Philadelphia Police Commissioner Charles Ramsey told local media the obvious.

“This is a city that's got a history of violence unfortunately," he said. “We’ve got a lot of very violent people out there on the streets that need to be taken off the streets, or they will kill again.”

Interestingly, other formerly murder-prone cities, like New York City and Washington D.C., are enjoying historic lows in killings.
Indeed, it is a mystery why the bloodshed is so high in Philadelphia – 50 percent more than in Chicago, and double the murder rate of Dallas.

Philadelphia has the same problems as other cities of its size – massive poverty, thriving drug trade, collapsed manufacturing base, racial tensions, etc. According to the Bureau of Labor Statistics, Philadelphia County’s jobless rate stood at 10.9 percent as of September 2011 – high, but not significantly higher than unemployment in most other large cities.
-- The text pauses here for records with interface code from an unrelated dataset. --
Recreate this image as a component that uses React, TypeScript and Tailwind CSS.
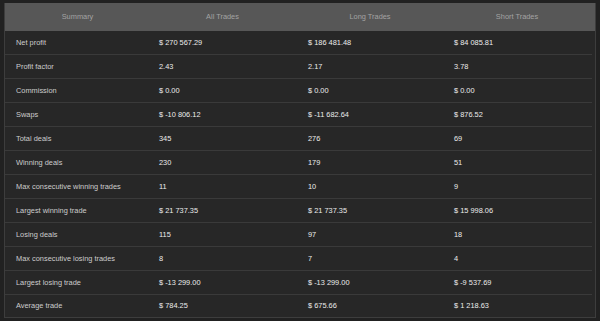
const rows: [string, string, string, string][] = [
  ["Net profit", "$ 270 567.29", "$ 186 481.48", "$ 84 085.81"],
  ["Profit factor", "2.43", "2.17", "3.78"],
  ["Commission", "$ 0.00", "$ 0.00", "$ 0.00"],
  ["Swaps", "$ -10 806.12", "$ -11 682.64", "$ 876.52"],
  ["Total deals", "345", "276", "69"],
  ["Winning deals", "230", "179", "51"],
  ["Max consecutive winning trades", "11", "10", "9"],
  ["Largest winning trade", "$ 21 737.35", "$ 21 737.35", "$ 15 998.06"],
  ["Losing deals", "115", "97", "18"],
  ["Max consecutive losing trades", "8", "7", "4"],
  ["Largest losing trade", "$ -13 299.00", "$ -13 299.00", "$ -9 537.69"],
  ["Average trade", "$ 784.25", "$ 675.66", "$ 1 218.63"],
]

const cols = "grid grid-cols-[143px_149px_146px_148px]"

export default function App() {
  return (
    <div className="w-[600px] h-[321px] bg-[#212121] pt-[3px] pl-[4px] font-['Liberation_Sans',Arial,sans-serif] text-[7.4px] overflow-hidden">
      <div className="w-[592px] bg-[#272727] border-x border-b border-[#3d3d3d]">
        {/* header */}
        <div className={`${cols} h-[28px] bg-[#575757] text-[#a3a3a3] items-center pr-[4px]`}>
          <div className="text-center pl-[2px]">Summary</div>
          <div className="text-center">All Trades</div>
          <div className="text-center">Long Trades</div>
          <div className="text-center">Short Trades</div>
        </div>
        <div className="pr-[3px]">
          {rows.map((r, i) => (
            <div
              key={r[0]}
              className={`${cols} items-center ${i < rows.length - 1 ? "h-[24px] border-b border-[#3a3a3a]" : "h-[22px]"}`}
            >
              <div className="pl-[11px] text-[#cdcdcd]">{r[0]}</div>
              <div className="pl-[11px] text-[#ececec]">{r[1]}</div>
              <div className="pl-[11px] text-[#ececec]">{r[2]}</div>
              <div className="pl-[11px] text-[#ececec]">{r[3]}</div>
            </div>
          ))}
        </div>
      </div>
    </div>
  )
}
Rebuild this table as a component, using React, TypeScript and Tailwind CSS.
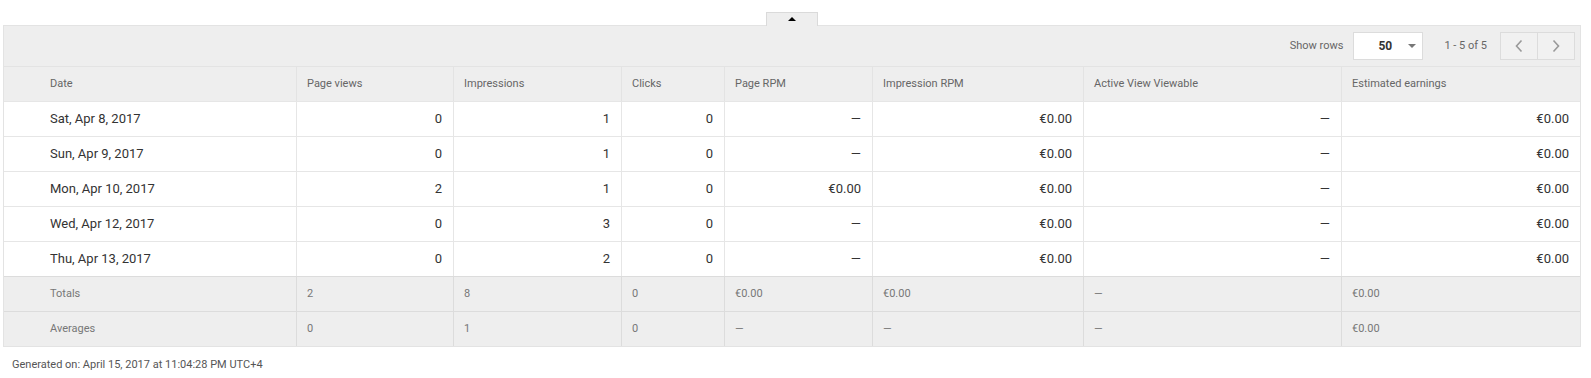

So, why would Philadelphia's story be so much worse than other similarly troubled metropolises?

A closer examination of Philadelphia's murder data indicates that the killings overwhelmingly involve its black population. Philadelphia police data revealed that in the first half of 2011 an astounding 84 percent of homicide victims were black (as were virtually all of their killers). In 2010, 79.1 percent of murder victims were black.
This proportion has remained steady over the past few years. From 2007-2010, about 79 percent of murder victims in Philadelphia were black. (These figures apparently include Hispanics of African descent, since Philadelphia police do not classify Spanish-speaking people as a separate racial classification).

However, blacks only account for about 43 percent of the city's population (as of 2010).